EUA: derivado de ópio e mistura de drogas puxam recorde de overdoses
Consumo de fentanil, usado em cirurgias, causou pelo menos 29 mil mortes em 2017. Redes de notícias falam em epidemia das drogas
Internacional|Ana Luísa Vieira, do R7
O relatório divulgado pelo CDC (Centro de Controle e Prevenção de Doenças dos Estados Unidos, na sigla em inglês) na última semana revela uma emergência na saúde pública americana: das mais de 72 mil mortes causadas por overdose no país em 2017, 49 mil foram ocasionadas por opiáceos — susbtâncias que atuam como sedativos de forma semelhante ao ópio.
Entre essas, 59,1% (ou 29 mil mortes) se deram pelo consumo de fentanil — opiáceo usado contra a dor que também é ministrado com outros medicamentos para a anestesia.
Dados do próprio CDC e do NIDA (Instituto Nacional sobre Abuso de Drogas, na sigla em inglês) revelam que, em 1999, os Estados Unidos haviam registrado 730 mortes por fentanil e seus derivados.
Leia também
"Esse número aumentou quase quarenta vezes até 2017. Tal crescimento no período de menos de uma geração é verdadeiramente surpreendente e não encontra precedentes na história dos Estados Unidos”, reforça Erich Goode, sociólogo americano especialista em comportamento coletivo e autor do livro "As Drogas na Sociedade Americana" — que terá sua 11ª edição publicada no próximo ano.
Em entrevista ao R7, Goode alerta ainda para o risco oferecido pela mistura de drogas, que também contribui para o crescimento desenfreado das mortes por overdose no país.
"Segundo os relatórios do NIDA, as overdoses relacionadas à cocaína aumentaram cerca de 1,6 vezes entre 2010 e 2016. O aumento de overdoses ligadas ao consumo exclusivo da cocaína, entretanto, foi de apenas 9%; todo o restante dos usuários consumiu cocaína em conjunto com um ou mais tipos de narcóticos", diz.
Dos hospitais para as ruas
O fentanil e outros opiáceos são medicações usadas em cirurgias ou em situações de dor aguda.
"São analgésicos poderosos cuja utilização requer estrutura e acompanhamento médico.

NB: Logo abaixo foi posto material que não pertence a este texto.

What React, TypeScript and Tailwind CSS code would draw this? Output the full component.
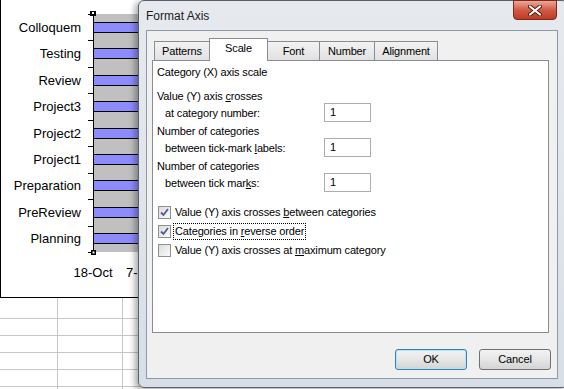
import React from 'react';

const categories = [
  'Colloquem',
  'Testing',
  'Review',
  'Project3',
  'Project2',
  'Project1',
  'Preparation',
  'PreReview',
  'Planning',
];

const PLOT_TOP = 14;
const PLOT_BOTTOM = 252;
const AXIS_X = 93;
const STEP = (PLOT_BOTTOM - PLOT_TOP) / categories.length;

const ChartBackdrop: React.FC = () => (
  <svg width={564} height={389} className="block" style={{ fontFamily: '"Liberation Sans", Arial, sans-serif' }}>
    {/* sheet grid under the chart */}
    {[318.5, 335.5, 352.5, 369.5, 386.5].map((y) => (
      <line key={y} x1={0} x2={564} y1={y} y2={y} stroke="#c6c6c6" />
    ))}
    {[57.5, 122.5].map((x) => (
      <line key={x} x1={x} x2={x} y1={298} y2={389} stroke="#c6c6c6" />
    ))}

    {/* chart area */}
    <rect x={0} y={0} width={300} height={297} fill="#ffffff" />
    <line x1={0.5} x2={0.5} y1={0} y2={298} stroke="#000" />
    <line x1={0} x2={300} y1={297.5} y2={297.5} stroke="#000" />

    {/* plot area */}
    <rect x={AXIS_X} y={PLOT_TOP} width={200} height={PLOT_BOTTOM - PLOT_TOP} fill="#c0c0c0" />
    {categories.map((name, i) => {
      const c = PLOT_TOP + STEP * (i + 0.5);
      return (
        <g key={name}>
          <rect x={AXIS_X + 0.5} y={Math.round(c - 5.5) + 0.5} width={200} height={10} fill="#8c8cff" stroke="#000" />
          <text x={81} y={c} fontSize={13} textAnchor="end" dominantBaseline="central" fill="#000">
            {name}
          </text>
        </g>
      );
    })}
    <line x1={AXIS_X + 0.5} x2={AXIS_X + 0.5} y1={PLOT_TOP} y2={PLOT_BOTTOM} stroke="#000" />
    {categories.concat(['']).map((_, i) => {
      const y = Math.round(PLOT_TOP + STEP * i) + 0.5;
      return <line key={i} x1={88} x2={AXIS_X} y1={y} y2={y} stroke="#000" />;
    })}

    {/* selection handles */}
    <rect x={90} y={11} width={6} height={5} fill="#000" />
    <rect x={92} y={12} width={2} height={2} fill="#fff" />
    <rect x={91} y={250} width={5} height={5} fill="#000" />
    <rect x={92.5} y={251.5} width={2} height={2} fill="#fff" />

    <text x={93} y={272} fontSize={13} textAnchor="middle" dominantBaseline="central" fill="#000">
      18-Oct
    </text>
    <text x={126} y={272} fontSize={13} dominantBaseline="central" fill="#000">
      7-Nov
    </text>
  </svg>
);

const CheckBox: React.FC<{ checked?: boolean }> = ({ checked }) => (
  <span className="w-[13px] h-[13px] border border-[#8f8f8f] bg-gradient-to-br from-[#dcdcdc] to-[#fbfbfb] flex items-center justify-center shrink-0">
    {checked && (
      <svg width={9} height={9} viewBox="0 0 9 9">
        <path d="M1 4.5 L3.5 7 L8 1" fill="none" stroke="#4a5f97" strokeWidth={1.8} />
      </svg>
    )}
  </span>
);

const NumberField: React.FC<{ value: string }> = ({ value }) => (
  <div className="w-[47px] h-[19px] border border-[#abadb3] bg-white pl-[5px] flex items-center text-[11px]">
    {value}
  </div>
);

const tabs = [
  { name: 'Patterns', w: 'w-[56px]' },
  { name: 'Scale', w: 'w-[59px]' },
  { name: 'Font', w: 'w-[53px]' },
  { name: 'Number', w: 'w-[56px]' },
  { name: 'Alignment', w: 'w-[64px]' },
];

const FormatAxisDialog: React.FC = () => (
  <div className="absolute left-[138px] top-0 w-[430px] h-[388px] rounded-[6px] border border-[#59626c] bg-gradient-to-b from-[#e6eaef] via-[#e0e5eb] to-[#d8dee6] shadow-[-3px_2px_6px_rgba(0,0,0,0.35)] flex flex-col">
    {/* title bar */}
    <div className="h-[29px] flex items-start justify-between">
      <span className="pl-[7px] pt-[6px] text-[12px] text-[#1b1b1b]">Format Axis</span>
      <div className="mr-[10px] -mt-px w-[44px] h-[20px] rounded-b-[4px] border border-[#7a2a1c] bg-gradient-to-b from-[#e9a898] via-[#d05a44] to-[#c03a22] flex items-center justify-center">
        <svg width={14} height={11} viewBox="0 0 14 11">
          <path d="M2 1.5 L12 9.5 M12 1.5 L2 9.5" stroke="#5a1a10" strokeWidth={4} strokeLinecap="round" />
          <path d="M2 1.5 L12 9.5 M12 1.5 L2 9.5" stroke="#ffffff" strokeWidth={2.2} strokeLinecap="round" />
        </svg>
      </div>
    </div>

    {/* client area */}
    <div className="ml-[7px] w-[412px] h-[349px] border border-[#8d99a6] bg-[#f0f0f0] flex flex-col pl-[5px] pt-[7px] tracking-[-0.15px]">
      <div className="flex items-end h-[22px] pl-[2px] relative z-10">
        {tabs.map((t, i) => {
          const active = t.name === 'Scale';
          return (
            <div
              key={t.name}
              className={
                active
                  ? `${t.w} h-[23px] -mb-px border border-b-0 border-[#898c95] bg-white flex items-center justify-center pb-[3px] ${i > 0 ? '-ml-px' : ''}`
                  : `${t.w} h-[19px] border border-b-0 border-[#898c95] bg-gradient-to-b from-[#f3f3f3] to-[#e1e1e1] flex items-center justify-center ${i > 0 ? '-ml-px' : ''}`
              }
            >
              {t.name}
            </div>
          );
        })}
      </div>

      <div className="w-[397px] h-[273px] border border-[#898c95] bg-white pl-[4px] pt-[3px] flex flex-col">
        <div className="leading-[16px]">Category (X) axis scale</div>

        <div className="mt-[8px] flex flex-col gap-[1px] leading-[17px]">
          <div className="flex items-end">
            <div className="w-[167px]">
              <div>
                Value (Y) axis <u>c</u>rosses
              </div>
              <div className="pl-[8px]">at category number:</div>
            </div>
            <NumberField value="1" />
          </div>
          <div className="flex items-end">
            <div className="w-[167px]">
              <div>Number of categories</div>
              <div className="pl-[8px]">
                between tick-mark <u>l</u>abels:
              </div>
            </div>
            <NumberField value="1" />
          </div>
          <div className="flex items-end">
            <div className="w-[167px]">
              <div>Number of categories</div>
              <div className="pl-[8px]">
                between tick mar<u>k</u>s:
              </div>
            </div>
            <NumberField value="1" />
          </div>
        </div>

        <div className="mt-[11px] flex flex-col pl-[1px]">
          <div className="h-[19px] flex items-center gap-[3px]">
            <CheckBox checked />
            <span className="px-[1px]">
              Value (Y) axis crosses <u>b</u>etween categories
            </span>
          </div>
          <div className="h-[19px] flex items-center gap-[3px]">
            <CheckBox checked />
            <span className="px-[1px] leading-[15px] outline outline-1 outline-dotted outline-[#000]">
              Categories in <u>r</u>everse order
            </span>
          </div>
          <div className="h-[19px] flex items-center gap-[3px]">
            <CheckBox />
            <span className="px-[1px]">
              Value (Y) axis crosses at <u>m</u>aximum category
            </span>
          </div>
        </div>
      </div>

      <div className="mt-[16px] flex justify-end gap-[12px] pr-[6px]">
        <button className="w-[72px] h-[21px] rounded-[3px] border border-[#3c7fb1] bg-gradient-to-b from-[#f2f2f2] via-[#e6e6e6] to-[#d4d4d4] shadow-[inset_0_0_0_1px_#b6e2f8] text-[11px]">
          OK
        </button>
        <button className="w-[72px] h-[21px] rounded-[3px] border border-[#707070] bg-gradient-to-b from-[#f2f2f2] via-[#e6e6e6] to-[#d4d4d4] text-[11px]">
          Cancel
        </button>
      </div>
    </div>
  </div>
);

const App: React.FC = () => (
  <div
    className="relative w-[564px] h-[389px] overflow-hidden bg-white text-[11px] text-black"
    style={{ fontFamily: '"Liberation Sans", Arial, sans-serif' }}
  >
    <ChartBackdrop />
    <FormatAxisDialog />
  </div>
);

export default App;
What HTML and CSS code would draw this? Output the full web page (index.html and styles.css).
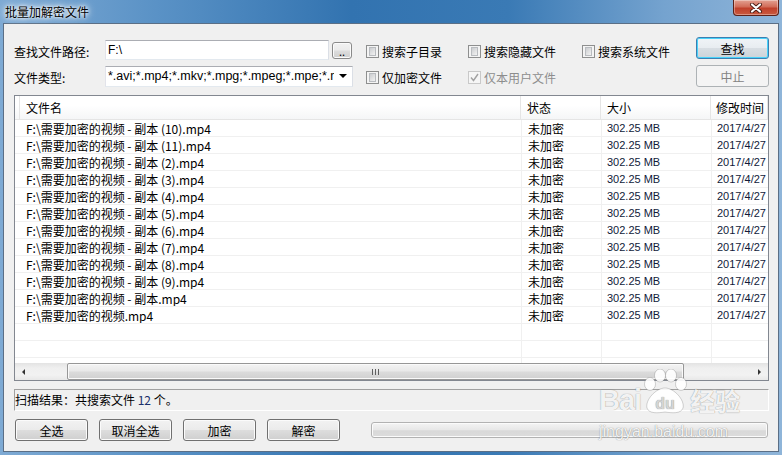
FILE: index.html
```html
<!DOCTYPE html>
<html lang="zh-CN">
<head>
    <meta charset="UTF-8">
    <title>批量加解密文件</title>
    <link rel="stylesheet" href="styles.css">
</head>
<body>
    <div class="window">
        <div class="titlebar">
            <span class="title">批量加解密文件</span>
            <div class="close-btn">
                <svg width="14" height="10" viewBox="0 0 14 10">
                    <path d="M3 1.5 L11 8.5 M11 1.5 L3 8.5" stroke="#4a1c14" stroke-width="4" stroke-linecap="round"/>
                    <path d="M3 1.5 L11 8.5 M11 1.5 L3 8.5" stroke="#fff" stroke-width="2.2" stroke-linecap="round"/>
                </svg>
            </div>
        </div>

        <div class="client">
            <div class="search-panel">
                <div class="search-fields">
                    <label class="field-label">查找文件路径:</label>
                    <div class="path-field">
                        <div class="textbox">F:\</div>
                        <button class="btn btn-browse">..</button>
                    </div>
                    <label class="check"><span class="box"></span>搜索子目录</label>
                    <label class="check"><span class="box"></span>搜索隐藏文件</label>
                    <label class="check"><span class="box"></span>搜索系统文件</label>

                    <label class="field-label">文件类型:</label>
                    <div class="combo">
                        <span class="combo-text">*.avi;*.mp4;*.mkv;*.mpg;*.mpeg;*.mpe;*.m</span>
                        <span class="combo-arrow"></span>
                    </div>
                    <label class="check"><span class="box"></span>仅加密文件</label>
                    <label class="check disabled">
                        <span class="box checked">
                            <svg width="9" height="9" viewBox="0 0 9 9"><path d="M1 4.5 L3.5 7.5 L8 1" fill="none" stroke="#a2a2a2" stroke-width="1.4"/></svg>
                        </span>仅本用户文件
                    </label>
                </div>
                <div class="search-actions">
                    <button class="btn btn-action focused">查找</button>
                    <button class="btn btn-action" disabled>中止</button>
                </div>
            </div>

            <div class="listview">
                <div class="lv-header">
                    <div class="lv-col"></div>
                    <div class="lv-col">文件名</div>
                    <div class="lv-col">状态</div>
                    <div class="lv-col">大小</div>
                    <div class="lv-col">修改时间</div>
                </div>
                <div class="lv-body" id="lvBody"></div>
                <div class="hscroll">
                    <span class="sb-arrow sb-left"></span>
                    <span class="sb-track sb-before"></span>
                    <span class="sb-thumb"><span class="sb-grip"></span></span>
                    <span class="sb-track sb-after"></span>
                    <span class="sb-arrow sb-right"></span>
                </div>
            </div>

            <div class="status-box">扫描结果：共搜索文件 <span class="num">12</span> 个。</div>

            <div class="bottom-bar">
                <button class="btn btn-cmd">全选</button>
                <button class="btn btn-cmd">取消全选</button>
                <button class="btn btn-cmd">加密</button>
                <button class="btn btn-cmd">解密</button>
                <div class="progress"></div>
            </div>
        </div>

        <div class="watermark">
            <div class="wm-logo">
                <span class="wm-bai">Bai</span>
                <svg class="wm-paw" width="48" height="46" viewBox="0 0 48 46">
                    <ellipse cx="9" cy="15" rx="5.5" ry="6.5"/>
                    <ellipse cx="19" cy="6.5" rx="5.5" ry="6.5"/>
                    <ellipse cx="30" cy="6.5" rx="5.5" ry="6.5"/>
                    <ellipse cx="40" cy="15" rx="5.5" ry="6.5"/>
                    <path d="M24 19 C33 19 44 31 42 39 C40 45 31 44 24 43 C17 44 8 45 6 39 C4 31 15 19 24 19 Z"/>
                    <text x="24" y="40" text-anchor="middle" class="wm-du">du</text>
                </svg>
                <span class="wm-jy">经验</span>
            </div>
            <div class="wm-url">jingyan.baidu.com</div>
        </div>
    </div>

    <script>
        const files = [
            '需要加密的视频 - 副本 (10).mp4',
            '需要加密的视频 - 副本 (11).mp4',
            '需要加密的视频 - 副本 (2).mp4',
            '需要加密的视频 - 副本 (3).mp4',
            '需要加密的视频 - 副本 (4).mp4',
            '需要加密的视频 - 副本 (5).mp4',
            '需要加密的视频 - 副本 (6).mp4',
            '需要加密的视频 - 副本 (7).mp4',
            '需要加密的视频 - 副本 (8).mp4',
            '需要加密的视频 - 副本 (9).mp4',
            '需要加密的视频 - 副本.mp4',
            '需要加密的视频.mp4'
        ];

        const lvBody = document.getElementById('lvBody');

        function addRow(cells) {
            const row = document.createElement('div');
            row.className = 'lv-row';
            row.innerHTML = cells.map((c, i) => `<div class="lv-cell c${i}">${c}</div>`).join('');
            lvBody.appendChild(row);
        }

        files.forEach(name => addRow(['', 'F:\\' + name, '未加密', '302.25 MB', '2017/4/27']));
        for (let i = 0; i < 3; i++) addRow(['', '', '', '', '']);
    </script>
</body>
</html>
```

FILE: styles.css
```css
* { margin: 0; padding: 0; box-sizing: border-box; }
body { width: 782px; height: 455px; overflow: hidden; font-family: "Noto Sans CJK SC", "Liberation Sans", sans-serif; font-size: 12px; color: #000; }

.window { position: relative; width: 782px; height: 455px; display: flex; flex-direction: column; padding: 0 3px 3px 3px;
    background: linear-gradient(to right, #7eaad4 0%, #5a92c6 20%, #3273b0 45%, #3a7ab5 65%, #75a3cf 85%, #8fb5d9 100%); }

/* title bar */
.titlebar { height: 23px; position: relative; padding: 3px 0 0 2px; }
.title { font-size: 12px; line-height: 16px; text-shadow: 0 0 6px #fff, 0 0 3px #fff, 0 0 10px #fff; }
.close-btn { position: absolute; top: 0; right: 0; width: 46px; height: 16px; display: flex; align-items: center; justify-content: center;
    border: 1px solid #5d2118; border-top: none; border-radius: 0 0 4px 4px;
    background: linear-gradient(#e3a192 0%, #d26c58 45%, #c0402b 55%, #c95a3f 100%); box-shadow: inset 0 0 0 1px rgba(255,255,255,0.35); }

/* client */
.client { flex: 1; display: flex; flex-direction: column; background: #f0f0f0; border: 1px solid #5b6f86; padding: 13px 9px 0 10px; }

.search-panel { display: flex; justify-content: space-between; height: 50px; }
.search-fields { display: grid; grid-template-columns: 91px 261px 102px 114px auto; grid-auto-rows: 22px; row-gap: 4px; padding-top: 2px; align-items: center; }
.field-label { white-space: nowrap; padding-top: 3px; }
.path-field { display: flex; align-items: center; }
.textbox { width: 224px; height: 20px; background: #fff; border: 1px solid; border-color: #abadb3 #dbdfe6 #e3e9ef #e2e3ea; padding-left: 2px; line-height: 18px; font-family: "Liberation Sans", sans-serif; }
.combo { width: 248px; height: 21px; display: flex; align-items: center; background: #fff; border: 1px solid; border-color: #abadb3 #dbdfe6 #e3e9ef #e2e3ea; overflow: hidden; }
.combo-text { flex: 1; min-width: 0; overflow: hidden; white-space: nowrap; padding-left: 2px; font-family: "Liberation Sans", sans-serif; font-size: 12.5px; line-height: 19px; }
.combo-arrow { width: 18px; flex-shrink: 0; display: flex; justify-content: center; }
.combo-arrow::after { content: ""; border-top: 4px solid #000; border-left: 4px solid transparent; border-right: 4px solid transparent; }

.check { display: flex; align-items: center; gap: 3px; white-space: nowrap; padding-top: 3px; }
.check .box { width: 13px; height: 13px; flex-shrink: 0; border: 1px solid #8e8f8f; background: #f4f4f4; padding: 2px; display: flex; align-items: center; justify-content: center; }
.check .box::before { content: ""; width: 100%; height: 100%; background: linear-gradient(135deg, #cbcdd0, #f2f2f2); border: 1px solid #b9bcc0; }
.check .box.checked { border-color: #c9c9c9; padding: 0; background: #f6f6f6; }
.check .box.checked::before { display: none; }
.check.disabled { color: #8d8d8d; }

/* buttons */
.btn { height: 22px; font: inherit; color: #000; border: 1px solid #707070; border-radius: 3px; box-shadow: inset 0 0 0 1px #fbfbfb;
    background: linear-gradient(#f2f2f2 0%, #ebebeb 48%, #dddddd 52%, #cfcfcf 100%); }
.btn-browse { width: 20px; height: 17px; margin-left: 3px; font-size: 11px; line-height: 12px; padding-top: 2px; border-color: #8a8a8a; }
.search-actions { display: flex; flex-direction: column; gap: 6px; }
.btn-action { width: 73px; }
.btn.focused { border-color: #3c7fb1; box-shadow: inset 0 0 0 1px #48d2fa; background: linear-gradient(#f0f4f7 0%, #e8edf1 48%, #d8dee3 52%, #ccd3d9 100%); }
.btn:disabled { border-color: #adb2b5; background: #f4f4f4; color: #838383; box-shadow: none; }

/* list view */
.listview { margin-top: 8px; height: 286px; display: flex; flex-direction: column; background: #fff; border: 1px solid #828790; overflow: hidden; }
.lv-header, .lv-row { display: grid; grid-template-columns: 5px 501px 80px 110px 1fr; }
.lv-header { height: 24px; flex-shrink: 0; background: linear-gradient(#fff 0%, #fff 40%, #f5f6f7 100%); border-bottom: 1px solid #e5e5e5; }
.lv-col { padding-left: 6px; line-height: 23px; border-right: 1px solid #e5e5e5; white-space: nowrap; }
.lv-col:first-child { padding: 0; }
.lv-col:nth-child(5) { padding-left: 5px; }
.lv-body { flex: 1; overflow: hidden; }
.lv-row { height: 17px; border-bottom: 1px solid #f0f0f0; }
.lv-cell { padding-left: 6px; line-height: 17px; white-space: nowrap; overflow: hidden; }
.lv-cell.c0 { padding: 0; }
.lv-cell.c2, .lv-cell.c3, .lv-cell.c4 { border-left: 1px solid #f0f0f0; }
.lv-cell.c3, .lv-cell.c4 { font-family: "Liberation Sans", sans-serif; font-size: 11px; color: #101a3a; padding-left: 5px; }

.hscroll { height: 17px; flex-shrink: 0; display: flex; background: linear-gradient(#e3e3e3, #efefef 30%, #f2f2f2 70%, #e8e8e8); }
.sb-arrow { width: 17px; display: flex; align-items: center; justify-content: center; }
.sb-left::after { content: ""; border-right: 3px solid #333; border-top: 3.5px solid transparent; border-bottom: 3.5px solid transparent; }
.sb-right::after { content: ""; border-left: 3px solid #333; border-top: 3.5px solid transparent; border-bottom: 3.5px solid transparent; }
.sb-before { width: 35px; }
.sb-thumb { width: 617px; display: flex; align-items: center; justify-content: center; border: 1px solid #979797; border-radius: 2px;
    background: linear-gradient(#f4f4f4 0%, #e9e9e9 45%, #dbdbdb 55%, #d0d0d0 100%); box-shadow: inset 0 0 0 1px #fafafa; }
.sb-grip { width: 7px; height: 6px; background: repeating-linear-gradient(to right, #606060 0 1px, transparent 1px 3px); }
.sb-after { flex: 1; }

/* status + bottom */
.status-box { margin-top: 8px; height: 22px; border: 1px solid; border-color: #a0a0a0 #fff #fff #a0a0a0; line-height: 20px; white-space: nowrap; }
.status-box .num { color: #1a2f6a; }
.bottom-bar { margin-top: 8px; height: 22px; display: flex; align-items: center; gap: 11px; padding: 0 1px 0 1px; }
.btn-cmd { width: 73px; }
.progress { flex: 1; height: 16px; margin-left: 20px; border: 1px solid #b2b2b2; border-radius: 3px;
    background: linear-gradient(#f4f4f4 0%, #e7e7e7 50%, #d9d9d9 55%, #dcdcdc 100%); box-shadow: inset 0 0 0 1px #fbfbfb; }

/* watermark */
.watermark { position: absolute; left: 599px; top: 369px; color: rgba(255,255,255,0.92); text-shadow: 0 0 1px rgba(0,0,0,0.5); pointer-events: none; }
.wm-logo { display: flex; align-items: flex-end; height: 46px; }
.wm-bai { font-family: "Liberation Sans", sans-serif; font-weight: bold; font-size: 29px; line-height: 29px; letter-spacing: -1px; }
.wm-paw { margin-left: 0; fill: rgba(255,255,255,0.9); stroke: rgba(0,0,0,0.28); stroke-width: 0.6; }
.wm-du { font-family: "Liberation Sans", sans-serif; font-weight: bold; font-size: 16px; fill: #d5d5d5; stroke: none; }
.wm-jy { font-size: 25px; line-height: 29px; font-weight: bold; margin-left: 1px; }
.wm-url { font-family: "Liberation Sans", sans-serif; font-size: 16px; margin-top: 8px; }
```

Nas últimas décadas, passaram a ser prescritos de forma desenfreada e se tornaram objeto de vício. Hoje, são vendidas no mercado ilícito", diz Ronaldo Laranjeira, professor titular no Departamento de Psiquiatria da Unifesp (Universidade Federal de São Paulo).
Por serem sintéticos — feitos em laboratório —, sua absorção pelo organismo se dá de forma rápida.
"Em excesso, essa absorção veloz causa uma parada cardíaca, que leva à overdose."
“Existe um dos derivados de fentanil que é vendido na forma de adesivo. As pessoas usam e, quando uma overdose é reportada aos serviços de emergência, os socorristas sequer podem encostar no paciente sem luvas, ou correm o risco de sentir os efeitos da droga”, relata.
Rotas da droga e conscientização nas comunidades
Redes de notícias internacionais de renome, como CNN e The Guardian, já falam em uma "epidemia das drogas" que, em um único ano, fizeram mais vítimas que a Aids, a violência pelas armas de fogo e os acidentes de carro. Foram quase 200 pessoas morrendo de overdose por dia nos Estados Unidos ao longo de 2017.
Para Ronaldo Laranjeira, da Unifesp, não existe solução para a epidemia no curto prazo.
"Uma saída convencional seria tentar diminuir a oferta de opiáceos, verificando quais são suas rotas de distribuição. Mas isso não se faz do dia para noite", afirma.
O sociólogo Erich Goode também acredita que o quadro não muda em pouco tempo. "Uma saída eficiente seria a conscientização sobre o uso de drogas nas comunidades, mas essa não parece ser uma prioridade do governo de Donald Trump."
Outra possibilidade para diminuir as mortes por overdose é o uso de uma espécie de antídoto de opioides, a naloxona.
"O que tem se feito de imediato para essas pessoas pararem de morrer é o uso da naloxona, que é aplicada em forma de injeção por familiares de usuários das drogas ou mesmo socorristas em situações de emergência", explica Laranjeira. "Mas isso só começou a ser feito depois que milhares de pessoas morreram. E ainda assim, esse medicamento tem de ser ministrado nos primeiros minutos da parada respiratória."